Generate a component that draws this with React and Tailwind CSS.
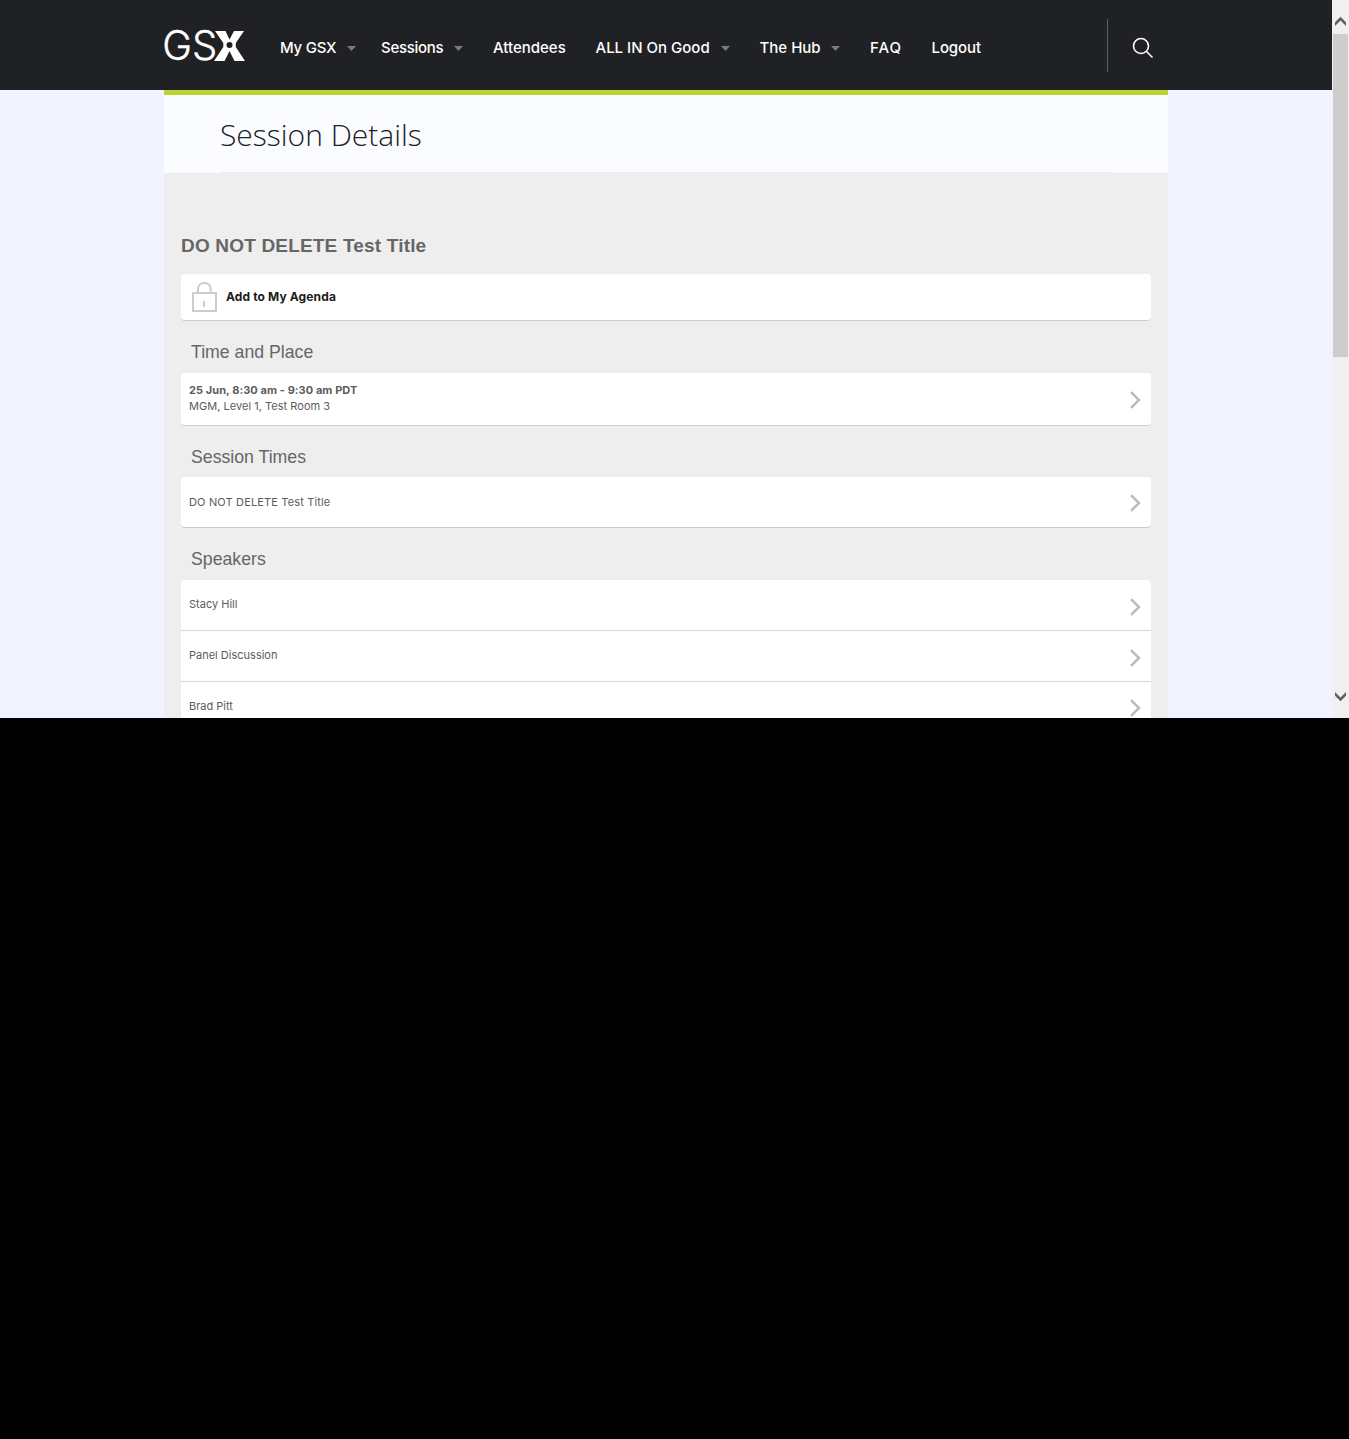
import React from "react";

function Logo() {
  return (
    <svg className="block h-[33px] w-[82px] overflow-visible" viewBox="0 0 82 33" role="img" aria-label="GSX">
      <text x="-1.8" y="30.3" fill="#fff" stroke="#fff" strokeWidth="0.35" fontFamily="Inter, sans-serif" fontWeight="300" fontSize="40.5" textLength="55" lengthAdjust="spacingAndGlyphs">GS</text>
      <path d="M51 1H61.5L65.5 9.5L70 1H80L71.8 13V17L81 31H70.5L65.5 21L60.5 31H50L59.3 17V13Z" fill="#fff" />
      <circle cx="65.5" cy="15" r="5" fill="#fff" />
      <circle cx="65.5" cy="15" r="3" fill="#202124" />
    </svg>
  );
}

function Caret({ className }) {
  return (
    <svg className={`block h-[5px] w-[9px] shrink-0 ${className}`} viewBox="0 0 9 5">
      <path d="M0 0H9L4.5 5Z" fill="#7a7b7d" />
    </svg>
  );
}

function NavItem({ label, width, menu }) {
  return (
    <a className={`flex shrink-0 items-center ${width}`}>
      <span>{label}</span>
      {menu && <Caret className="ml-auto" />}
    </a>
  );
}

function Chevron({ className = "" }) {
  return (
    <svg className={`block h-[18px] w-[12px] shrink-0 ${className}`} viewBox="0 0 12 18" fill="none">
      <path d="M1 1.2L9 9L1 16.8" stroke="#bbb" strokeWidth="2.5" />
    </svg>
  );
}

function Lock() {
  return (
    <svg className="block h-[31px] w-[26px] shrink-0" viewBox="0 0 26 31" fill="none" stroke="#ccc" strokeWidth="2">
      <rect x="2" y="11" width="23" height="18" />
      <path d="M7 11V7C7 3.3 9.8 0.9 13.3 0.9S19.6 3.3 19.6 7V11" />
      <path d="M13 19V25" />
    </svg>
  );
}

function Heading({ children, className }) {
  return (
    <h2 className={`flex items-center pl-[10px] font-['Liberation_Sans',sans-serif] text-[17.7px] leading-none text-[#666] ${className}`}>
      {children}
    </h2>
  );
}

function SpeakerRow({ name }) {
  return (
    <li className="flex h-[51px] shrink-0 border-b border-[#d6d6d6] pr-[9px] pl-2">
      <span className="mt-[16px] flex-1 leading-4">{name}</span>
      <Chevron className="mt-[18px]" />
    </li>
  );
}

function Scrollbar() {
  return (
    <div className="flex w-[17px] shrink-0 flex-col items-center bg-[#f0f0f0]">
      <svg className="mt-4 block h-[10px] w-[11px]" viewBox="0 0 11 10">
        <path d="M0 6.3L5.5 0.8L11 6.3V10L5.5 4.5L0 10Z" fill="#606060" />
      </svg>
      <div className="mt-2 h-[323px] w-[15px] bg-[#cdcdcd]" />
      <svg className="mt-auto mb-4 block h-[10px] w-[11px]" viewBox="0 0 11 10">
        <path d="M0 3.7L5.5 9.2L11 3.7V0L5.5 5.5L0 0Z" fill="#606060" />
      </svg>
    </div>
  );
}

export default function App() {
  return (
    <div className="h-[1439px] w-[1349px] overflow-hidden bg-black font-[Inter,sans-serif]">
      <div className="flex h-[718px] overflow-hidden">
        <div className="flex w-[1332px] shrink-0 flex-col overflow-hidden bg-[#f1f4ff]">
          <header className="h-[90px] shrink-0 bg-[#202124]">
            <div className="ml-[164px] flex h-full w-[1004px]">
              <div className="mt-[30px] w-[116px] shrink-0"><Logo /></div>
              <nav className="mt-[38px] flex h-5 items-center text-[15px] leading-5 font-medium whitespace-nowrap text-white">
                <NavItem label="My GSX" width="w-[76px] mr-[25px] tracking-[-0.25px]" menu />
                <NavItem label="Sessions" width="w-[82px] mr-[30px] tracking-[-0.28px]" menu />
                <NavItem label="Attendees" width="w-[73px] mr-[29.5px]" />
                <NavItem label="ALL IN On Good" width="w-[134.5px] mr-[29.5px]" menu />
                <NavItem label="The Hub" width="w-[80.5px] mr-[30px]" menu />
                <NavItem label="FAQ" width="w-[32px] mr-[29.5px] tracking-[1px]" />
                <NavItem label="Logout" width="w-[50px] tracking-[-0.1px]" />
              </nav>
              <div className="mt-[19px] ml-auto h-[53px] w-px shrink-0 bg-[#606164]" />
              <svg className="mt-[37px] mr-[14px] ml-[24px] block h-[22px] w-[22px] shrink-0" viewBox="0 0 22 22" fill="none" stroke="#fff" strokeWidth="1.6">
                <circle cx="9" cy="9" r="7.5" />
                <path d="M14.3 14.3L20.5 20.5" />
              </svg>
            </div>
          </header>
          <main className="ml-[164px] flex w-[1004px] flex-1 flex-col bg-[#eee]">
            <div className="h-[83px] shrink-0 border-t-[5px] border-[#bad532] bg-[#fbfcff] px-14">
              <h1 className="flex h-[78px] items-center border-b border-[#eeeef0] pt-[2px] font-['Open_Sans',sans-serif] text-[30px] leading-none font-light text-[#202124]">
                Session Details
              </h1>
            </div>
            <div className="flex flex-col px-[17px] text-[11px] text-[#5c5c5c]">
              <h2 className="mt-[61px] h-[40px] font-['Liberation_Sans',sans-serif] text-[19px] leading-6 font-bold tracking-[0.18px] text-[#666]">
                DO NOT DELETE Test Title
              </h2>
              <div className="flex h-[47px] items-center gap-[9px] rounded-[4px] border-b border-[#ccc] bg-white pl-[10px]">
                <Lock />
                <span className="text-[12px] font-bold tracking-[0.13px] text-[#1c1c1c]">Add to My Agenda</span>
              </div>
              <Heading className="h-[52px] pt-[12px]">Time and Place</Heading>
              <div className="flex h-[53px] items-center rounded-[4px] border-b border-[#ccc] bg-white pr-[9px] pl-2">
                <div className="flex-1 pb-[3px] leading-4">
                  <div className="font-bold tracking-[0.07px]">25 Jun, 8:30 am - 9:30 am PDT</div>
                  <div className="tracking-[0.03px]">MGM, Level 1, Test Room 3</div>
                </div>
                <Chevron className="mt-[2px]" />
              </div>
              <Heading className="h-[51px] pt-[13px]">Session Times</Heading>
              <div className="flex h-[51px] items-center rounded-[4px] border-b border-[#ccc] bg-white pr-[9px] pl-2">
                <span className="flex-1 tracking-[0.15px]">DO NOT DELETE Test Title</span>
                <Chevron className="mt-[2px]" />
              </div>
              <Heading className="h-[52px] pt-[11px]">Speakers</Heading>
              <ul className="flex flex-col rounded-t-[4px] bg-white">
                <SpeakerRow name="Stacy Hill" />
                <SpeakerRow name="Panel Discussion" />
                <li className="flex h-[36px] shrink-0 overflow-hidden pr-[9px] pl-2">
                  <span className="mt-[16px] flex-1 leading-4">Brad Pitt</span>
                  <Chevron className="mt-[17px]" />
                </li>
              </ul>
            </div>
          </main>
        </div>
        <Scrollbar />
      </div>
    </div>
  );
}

» **DIRECTIONS**
Repeat exactly and only the lines from the start of the data above through the line that holds "import React from", inclusive. Pictures do not belong in the copy.

» **FINAL RESULT**
Generate a component that draws this with React and Tailwind CSS.
import React from "react";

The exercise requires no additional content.